■ **What you need to do**
Copy each line exactly. Leave nothing out.

■ **Provided material**
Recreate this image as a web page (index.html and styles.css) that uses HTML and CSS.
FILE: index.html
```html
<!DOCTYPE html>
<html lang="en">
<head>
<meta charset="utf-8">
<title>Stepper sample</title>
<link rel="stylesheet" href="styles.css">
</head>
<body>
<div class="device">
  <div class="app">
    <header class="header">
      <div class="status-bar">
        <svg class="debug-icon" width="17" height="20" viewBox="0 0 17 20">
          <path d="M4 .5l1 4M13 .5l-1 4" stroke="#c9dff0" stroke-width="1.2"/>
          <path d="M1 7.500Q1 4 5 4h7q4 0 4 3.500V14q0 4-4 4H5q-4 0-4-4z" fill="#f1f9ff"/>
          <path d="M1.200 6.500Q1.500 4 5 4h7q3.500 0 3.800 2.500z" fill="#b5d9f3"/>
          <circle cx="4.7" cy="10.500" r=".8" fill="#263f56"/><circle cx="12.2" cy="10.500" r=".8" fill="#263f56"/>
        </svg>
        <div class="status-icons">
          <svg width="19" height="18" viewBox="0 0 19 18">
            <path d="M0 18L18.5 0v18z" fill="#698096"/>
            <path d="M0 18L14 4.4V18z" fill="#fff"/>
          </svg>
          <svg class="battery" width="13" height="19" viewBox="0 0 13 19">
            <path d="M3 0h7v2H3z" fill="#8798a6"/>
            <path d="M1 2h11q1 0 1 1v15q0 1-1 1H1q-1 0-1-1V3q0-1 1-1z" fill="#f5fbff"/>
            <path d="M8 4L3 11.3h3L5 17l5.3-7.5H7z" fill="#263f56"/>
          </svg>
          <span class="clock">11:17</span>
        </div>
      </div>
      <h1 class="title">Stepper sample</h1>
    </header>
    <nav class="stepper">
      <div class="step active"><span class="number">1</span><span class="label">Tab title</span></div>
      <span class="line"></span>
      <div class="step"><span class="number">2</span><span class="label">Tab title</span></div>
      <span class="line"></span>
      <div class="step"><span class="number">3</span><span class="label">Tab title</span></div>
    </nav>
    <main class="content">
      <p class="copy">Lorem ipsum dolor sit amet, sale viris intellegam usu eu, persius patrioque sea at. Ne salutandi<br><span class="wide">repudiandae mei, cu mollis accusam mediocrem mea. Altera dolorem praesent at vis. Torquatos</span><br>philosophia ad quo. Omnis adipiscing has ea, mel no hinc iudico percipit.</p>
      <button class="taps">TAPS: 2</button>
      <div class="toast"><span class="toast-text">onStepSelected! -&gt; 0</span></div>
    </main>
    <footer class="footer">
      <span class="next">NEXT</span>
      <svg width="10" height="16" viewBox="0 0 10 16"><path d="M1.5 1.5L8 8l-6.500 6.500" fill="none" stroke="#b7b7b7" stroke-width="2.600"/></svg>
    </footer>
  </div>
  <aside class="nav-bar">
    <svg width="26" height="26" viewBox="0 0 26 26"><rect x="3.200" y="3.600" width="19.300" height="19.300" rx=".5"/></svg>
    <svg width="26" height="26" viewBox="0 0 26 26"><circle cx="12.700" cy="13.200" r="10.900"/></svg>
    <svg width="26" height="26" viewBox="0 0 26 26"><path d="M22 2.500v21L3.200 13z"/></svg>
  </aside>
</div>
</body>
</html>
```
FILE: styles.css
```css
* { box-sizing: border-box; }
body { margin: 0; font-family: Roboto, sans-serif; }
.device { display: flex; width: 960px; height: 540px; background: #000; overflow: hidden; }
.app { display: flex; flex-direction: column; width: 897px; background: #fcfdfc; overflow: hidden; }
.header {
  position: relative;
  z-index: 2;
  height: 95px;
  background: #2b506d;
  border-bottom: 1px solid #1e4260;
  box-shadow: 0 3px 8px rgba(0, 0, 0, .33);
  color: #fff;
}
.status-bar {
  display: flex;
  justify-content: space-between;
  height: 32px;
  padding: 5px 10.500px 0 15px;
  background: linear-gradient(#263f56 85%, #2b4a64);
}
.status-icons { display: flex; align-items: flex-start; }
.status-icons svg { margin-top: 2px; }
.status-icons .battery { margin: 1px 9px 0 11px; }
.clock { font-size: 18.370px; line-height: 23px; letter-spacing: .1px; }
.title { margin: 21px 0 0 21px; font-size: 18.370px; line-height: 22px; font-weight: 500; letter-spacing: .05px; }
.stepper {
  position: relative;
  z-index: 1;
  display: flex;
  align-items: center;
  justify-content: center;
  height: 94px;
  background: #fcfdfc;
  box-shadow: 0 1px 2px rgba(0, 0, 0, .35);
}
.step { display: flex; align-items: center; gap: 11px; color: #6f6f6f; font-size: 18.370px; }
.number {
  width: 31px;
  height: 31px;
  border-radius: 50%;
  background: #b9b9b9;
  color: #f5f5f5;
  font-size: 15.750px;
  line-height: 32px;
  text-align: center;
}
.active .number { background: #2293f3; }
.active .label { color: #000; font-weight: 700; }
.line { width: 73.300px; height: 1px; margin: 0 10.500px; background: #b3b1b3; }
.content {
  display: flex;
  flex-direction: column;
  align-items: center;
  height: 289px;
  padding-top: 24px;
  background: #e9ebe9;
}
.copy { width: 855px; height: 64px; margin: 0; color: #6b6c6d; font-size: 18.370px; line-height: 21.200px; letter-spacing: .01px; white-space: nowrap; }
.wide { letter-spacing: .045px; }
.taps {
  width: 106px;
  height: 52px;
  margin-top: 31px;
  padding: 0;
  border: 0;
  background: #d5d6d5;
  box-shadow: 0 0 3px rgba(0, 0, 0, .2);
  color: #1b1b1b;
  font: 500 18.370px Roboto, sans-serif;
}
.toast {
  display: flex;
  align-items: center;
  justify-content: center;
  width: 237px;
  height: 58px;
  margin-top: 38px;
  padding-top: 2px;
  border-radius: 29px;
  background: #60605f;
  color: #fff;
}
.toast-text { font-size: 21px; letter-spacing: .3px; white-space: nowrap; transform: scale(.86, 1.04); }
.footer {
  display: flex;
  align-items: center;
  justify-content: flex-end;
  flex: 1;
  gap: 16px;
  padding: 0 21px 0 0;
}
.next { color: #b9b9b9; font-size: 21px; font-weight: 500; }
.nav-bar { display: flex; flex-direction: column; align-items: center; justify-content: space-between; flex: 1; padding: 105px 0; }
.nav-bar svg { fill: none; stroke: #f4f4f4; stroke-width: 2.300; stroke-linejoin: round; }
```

■ **Exercise solution**
Recreate this image as a web page (index.html and styles.css) that uses HTML and CSS.
FILE: index.html
```html
<!DOCTYPE html>
<html lang="en">
<head>
<meta charset="utf-8">
<title>Stepper sample</title>
<link rel="stylesheet" href="styles.css">
</head>
<body>
<div class="device">
  <div class="app">
    <header class="header">
      <div class="status-bar">
        <svg class="debug-icon" width="17" height="20" viewBox="0 0 17 20">
          <path d="M4 .5l1 4M13 .5l-1 4" stroke="#c9dff0" stroke-width="1.2"/>
          <path d="M1 7.500Q1 4 5 4h7q4 0 4 3.500V14q0 4-4 4H5q-4 0-4-4z" fill="#f1f9ff"/>
          <path d="M1.200 6.500Q1.500 4 5 4h7q3.500 0 3.800 2.500z" fill="#b5d9f3"/>
          <circle cx="4.7" cy="10.500" r=".8" fill="#263f56"/><circle cx="12.2" cy="10.500" r=".8" fill="#263f56"/>
        </svg>
        <div class="status-icons">
          <svg width="19" height="18" viewBox="0 0 19 18">
            <path d="M0 18L18.5 0v18z" fill="#698096"/>
            <path d="M0 18L14 4.4V18z" fill="#fff"/>
          </svg>
          <svg class="battery" width="13" height="19" viewBox="0 0 13 19">
            <path d="M3 0h7v2H3z" fill="#8798a6"/>
            <path d="M1 2h11q1 0 1 1v15q0 1-1 1H1q-1 0-1-1V3q0-1 1-1z" fill="#f5fbff"/>
            <path d="M8 4L3 11.3h3L5 17l5.3-7.5H7z" fill="#263f56"/>
          </svg>
          <span class="clock">11:17</span>
        </div>
      </div>
      <h1 class="title">Stepper sample</h1>
    </header>
    <nav class="stepper">
      <div class="step active"><span class="number">1</span><span class="label">Tab title</span></div>
      <span class="line"></span>
      <div class="step"><span class="number">2</span><span class="label">Tab title</span></div>
      <span class="line"></span>
      <div class="step"><span class="number">3</span><span class="label">Tab title</span></div>
    </nav>
    <main class="content">
      <p class="copy">Lorem ipsum dolor sit amet, sale viris intellegam usu eu, persius patrioque sea at. Ne salutandi<br><span class="wide">repudiandae mei, cu mollis accusam mediocrem mea. Altera dolorem praesent at vis. Torquatos</span><br>philosophia ad quo. Omnis adipiscing has ea, mel no hinc iudico percipit.</p>
      <button class="taps">TAPS: 2</button>
      <div class="toast"><span class="toast-text">onStepSelected! -&gt; 0</span></div>
    </main>
    <footer class="footer">
      <span class="next">NEXT</span>
      <svg width="10" height="16" viewBox="0 0 10 16"><path d="M1.5 1.5L8 8l-6.500 6.500" fill="none" stroke="#b7b7b7" stroke-width="2.600"/></svg>
    </footer>
  </div>
  <aside class="nav-bar">
    <svg width="26" height="26" viewBox="0 0 26 26"><rect x="3.200" y="3.600" width="19.300" height="19.300" rx=".5"/></svg>
    <svg width="26" height="26" viewBox="0 0 26 26"><circle cx="12.700" cy="13.200" r="10.900"/></svg>
    <svg width="26" height="26" viewBox="0 0 26 26"><path d="M22 2.500v21L3.200 13z"/></svg>
  </aside>
</div>
</body>
</html>
```
FILE: styles.css
```css
* { box-sizing: border-box; }
body { margin: 0; font-family: Roboto, sans-serif; }
.device { display: flex; width: 960px; height: 540px; background: #000; overflow: hidden; }
.app { display: flex; flex-direction: column; width: 897px; background: #fcfdfc; overflow: hidden; }
.header {
  position: relative;
  z-index: 2;
  height: 95px;
  background: #2b506d;
  border-bottom: 1px solid #1e4260;
  box-shadow: 0 3px 8px rgba(0, 0, 0, .33);
  color: #fff;
}
.status-bar {
  display: flex;
  justify-content: space-between;
  height: 32px;
  padding: 5px 10.500px 0 15px;
  background: linear-gradient(#263f56 85%, #2b4a64);
}
.status-icons { display: flex; align-items: flex-start; }
.status-icons svg { margin-top: 2px; }
.status-icons .battery { margin: 1px 9px 0 11px; }
.clock { font-size: 18.370px; line-height: 23px; letter-spacing: .1px; }
.title { margin: 21px 0 0 21px; font-size: 18.370px; line-height: 22px; font-weight: 500; letter-spacing: .05px; }
.stepper {
  position: relative;
  z-index: 1;
  display: flex;
  align-items: center;
  justify-content: center;
  height: 94px;
  background: #fcfdfc;
  box-shadow: 0 1px 2px rgba(0, 0, 0, .35);
}
.step { display: flex; align-items: center; gap: 11px; color: #6f6f6f; font-size: 18.370px; }
.number {
  width: 31px;
  height: 31px;
  border-radius: 50%;
  background: #b9b9b9;
  color: #f5f5f5;
  font-size: 15.750px;
  line-height: 32px;
  text-align: center;
}
.active .number { background: #2293f3; }
.active .label { color: #000; font-weight: 700; }
.line { width: 73.300px; height: 1px; margin: 0 10.500px; background: #b3b1b3; }
.content {
  display: flex;
  flex-direction: column;
  align-items: center;
  height: 289px;
  padding-top: 24px;
  background: #e9ebe9;
}
.copy { width: 855px; height: 64px; margin: 0; color: #6b6c6d; font-size: 18.370px; line-height: 21.200px; letter-spacing: .01px; white-space: nowrap; }
.wide { letter-spacing: .045px; }
.taps {
  width: 106px;
  height: 52px;
  margin-top: 31px;
  padding: 0;
  border: 0;
  background: #d5d6d5;
  box-shadow: 0 0 3px rgba(0, 0, 0, .2);
  color: #1b1b1b;
  font: 500 18.370px Roboto, sans-serif;
}
.toast {
  display: flex;
  align-items: center;
  justify-content: center;
  width: 237px;
  height: 58px;
  margin-top: 38px;
  padding-top: 2px;
  border-radius: 29px;
  background: #60605f;
  color: #fff;
}
.toast-text { font-size: 21px; letter-spacing: .3px; white-space: nowrap; transform: scale(.86, 1.04); }
.footer {
  display: flex;
  align-items: center;
  justify-content: flex-end;
  flex: 1;
  gap: 16px;
  padding: 0 21px 0 0;
}
.next { color: #b9b9b9; font-size: 21px; font-weight: 500; }
.nav-bar { display: flex; flex-direction: column; align-items: center; justify-content: space-between; flex: 1; padding: 105px 0; }
.nav-bar svg { fill: none; stroke: #f4f4f4; stroke-width: 2.300; stroke-linejoin: round; }
```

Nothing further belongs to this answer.